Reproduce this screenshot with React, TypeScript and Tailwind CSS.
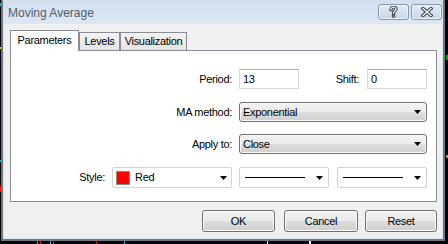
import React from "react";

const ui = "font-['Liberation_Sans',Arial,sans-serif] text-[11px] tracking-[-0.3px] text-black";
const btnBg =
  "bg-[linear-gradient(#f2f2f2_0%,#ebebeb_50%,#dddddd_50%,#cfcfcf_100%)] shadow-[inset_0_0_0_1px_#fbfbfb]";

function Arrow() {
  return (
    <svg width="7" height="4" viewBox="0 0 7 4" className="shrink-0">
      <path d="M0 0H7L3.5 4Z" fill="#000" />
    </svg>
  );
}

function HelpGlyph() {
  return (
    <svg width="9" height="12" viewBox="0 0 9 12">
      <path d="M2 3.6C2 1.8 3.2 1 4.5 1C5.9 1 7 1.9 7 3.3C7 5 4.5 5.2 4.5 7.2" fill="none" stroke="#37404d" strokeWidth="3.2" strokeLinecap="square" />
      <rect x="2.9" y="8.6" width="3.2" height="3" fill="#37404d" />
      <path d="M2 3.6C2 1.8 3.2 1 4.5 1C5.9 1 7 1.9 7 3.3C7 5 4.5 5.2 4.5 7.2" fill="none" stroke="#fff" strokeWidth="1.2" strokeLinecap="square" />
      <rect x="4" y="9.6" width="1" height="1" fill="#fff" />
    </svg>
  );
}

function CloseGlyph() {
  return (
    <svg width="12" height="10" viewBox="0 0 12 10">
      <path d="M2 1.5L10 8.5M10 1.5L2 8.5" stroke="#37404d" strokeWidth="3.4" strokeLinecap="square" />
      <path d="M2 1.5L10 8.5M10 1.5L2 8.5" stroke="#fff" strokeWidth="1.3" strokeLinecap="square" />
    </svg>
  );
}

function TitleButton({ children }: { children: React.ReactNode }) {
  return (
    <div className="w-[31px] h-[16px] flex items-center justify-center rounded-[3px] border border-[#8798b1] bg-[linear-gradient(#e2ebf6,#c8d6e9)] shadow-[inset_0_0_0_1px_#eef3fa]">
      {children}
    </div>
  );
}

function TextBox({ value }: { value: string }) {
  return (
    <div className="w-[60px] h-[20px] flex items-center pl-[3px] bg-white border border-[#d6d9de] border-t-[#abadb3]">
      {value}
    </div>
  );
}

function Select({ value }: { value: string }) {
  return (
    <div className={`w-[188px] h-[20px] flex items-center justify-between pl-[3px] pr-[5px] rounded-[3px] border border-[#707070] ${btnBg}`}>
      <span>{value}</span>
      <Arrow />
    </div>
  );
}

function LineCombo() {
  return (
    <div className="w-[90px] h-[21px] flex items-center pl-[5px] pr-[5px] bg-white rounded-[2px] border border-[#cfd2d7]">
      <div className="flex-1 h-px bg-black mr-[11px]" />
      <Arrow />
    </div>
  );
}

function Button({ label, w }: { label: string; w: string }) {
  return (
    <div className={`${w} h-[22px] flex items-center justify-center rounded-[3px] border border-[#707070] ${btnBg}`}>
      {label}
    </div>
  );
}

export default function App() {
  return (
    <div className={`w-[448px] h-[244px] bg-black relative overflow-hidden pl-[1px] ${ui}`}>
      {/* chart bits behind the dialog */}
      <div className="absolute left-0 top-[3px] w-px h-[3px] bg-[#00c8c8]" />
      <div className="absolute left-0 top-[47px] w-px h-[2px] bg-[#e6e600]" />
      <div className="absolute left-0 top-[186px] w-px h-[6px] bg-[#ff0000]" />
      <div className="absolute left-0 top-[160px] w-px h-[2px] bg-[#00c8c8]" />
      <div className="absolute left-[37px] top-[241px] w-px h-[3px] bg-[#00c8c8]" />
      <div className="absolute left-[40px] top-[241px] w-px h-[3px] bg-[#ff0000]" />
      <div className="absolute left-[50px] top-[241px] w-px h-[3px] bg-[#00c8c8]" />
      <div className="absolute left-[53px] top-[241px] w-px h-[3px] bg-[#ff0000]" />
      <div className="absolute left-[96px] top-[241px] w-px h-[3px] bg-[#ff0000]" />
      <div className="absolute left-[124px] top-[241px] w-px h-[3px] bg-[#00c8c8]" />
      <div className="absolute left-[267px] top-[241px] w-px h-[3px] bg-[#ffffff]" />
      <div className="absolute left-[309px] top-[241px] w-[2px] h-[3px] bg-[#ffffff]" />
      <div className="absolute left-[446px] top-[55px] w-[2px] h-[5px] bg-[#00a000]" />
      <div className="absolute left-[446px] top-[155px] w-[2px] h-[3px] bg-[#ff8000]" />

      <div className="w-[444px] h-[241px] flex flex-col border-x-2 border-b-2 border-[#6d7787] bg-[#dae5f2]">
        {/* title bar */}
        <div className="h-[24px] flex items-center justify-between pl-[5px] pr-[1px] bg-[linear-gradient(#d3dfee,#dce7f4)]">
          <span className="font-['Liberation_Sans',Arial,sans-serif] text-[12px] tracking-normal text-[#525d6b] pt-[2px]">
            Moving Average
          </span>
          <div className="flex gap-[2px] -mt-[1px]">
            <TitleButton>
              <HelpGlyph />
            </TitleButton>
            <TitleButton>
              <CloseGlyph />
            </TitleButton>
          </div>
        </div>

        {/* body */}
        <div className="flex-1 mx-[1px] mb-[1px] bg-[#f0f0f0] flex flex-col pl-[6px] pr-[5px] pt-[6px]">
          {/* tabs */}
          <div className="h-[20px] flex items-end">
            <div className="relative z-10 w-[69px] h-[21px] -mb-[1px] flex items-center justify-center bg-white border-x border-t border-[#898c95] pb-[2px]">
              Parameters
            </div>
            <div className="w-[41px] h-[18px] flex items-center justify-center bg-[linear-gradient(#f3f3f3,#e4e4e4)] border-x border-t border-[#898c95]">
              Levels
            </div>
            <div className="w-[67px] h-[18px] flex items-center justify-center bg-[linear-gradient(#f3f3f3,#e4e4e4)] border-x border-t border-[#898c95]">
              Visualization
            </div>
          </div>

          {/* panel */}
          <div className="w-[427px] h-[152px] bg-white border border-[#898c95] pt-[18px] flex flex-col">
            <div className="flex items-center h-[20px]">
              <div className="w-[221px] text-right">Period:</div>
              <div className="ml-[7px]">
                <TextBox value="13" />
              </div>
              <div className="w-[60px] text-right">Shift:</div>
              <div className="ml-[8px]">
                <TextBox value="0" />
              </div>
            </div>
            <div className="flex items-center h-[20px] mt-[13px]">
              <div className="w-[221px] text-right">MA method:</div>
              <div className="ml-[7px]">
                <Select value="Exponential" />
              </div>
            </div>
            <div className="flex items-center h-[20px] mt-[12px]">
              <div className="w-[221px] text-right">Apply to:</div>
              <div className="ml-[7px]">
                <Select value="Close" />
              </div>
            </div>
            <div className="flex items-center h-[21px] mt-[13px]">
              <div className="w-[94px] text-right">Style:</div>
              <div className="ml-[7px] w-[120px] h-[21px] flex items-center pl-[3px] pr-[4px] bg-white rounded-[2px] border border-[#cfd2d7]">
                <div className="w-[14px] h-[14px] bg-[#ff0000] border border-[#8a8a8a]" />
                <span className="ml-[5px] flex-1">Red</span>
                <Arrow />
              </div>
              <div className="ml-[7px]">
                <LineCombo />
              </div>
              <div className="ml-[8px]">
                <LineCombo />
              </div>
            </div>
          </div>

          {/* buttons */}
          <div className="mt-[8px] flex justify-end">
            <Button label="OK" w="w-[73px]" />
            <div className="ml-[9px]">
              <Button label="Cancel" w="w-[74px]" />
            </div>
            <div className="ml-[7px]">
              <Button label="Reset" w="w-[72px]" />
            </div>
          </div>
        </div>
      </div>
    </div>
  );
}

What you have to do:
Show each line holding the word "React".

Response below:
Reproduce this screenshot with React, TypeScript and Tailwind CSS.
import React from "react";
function TitleButton({ children }: { children: React.ReactNode }) {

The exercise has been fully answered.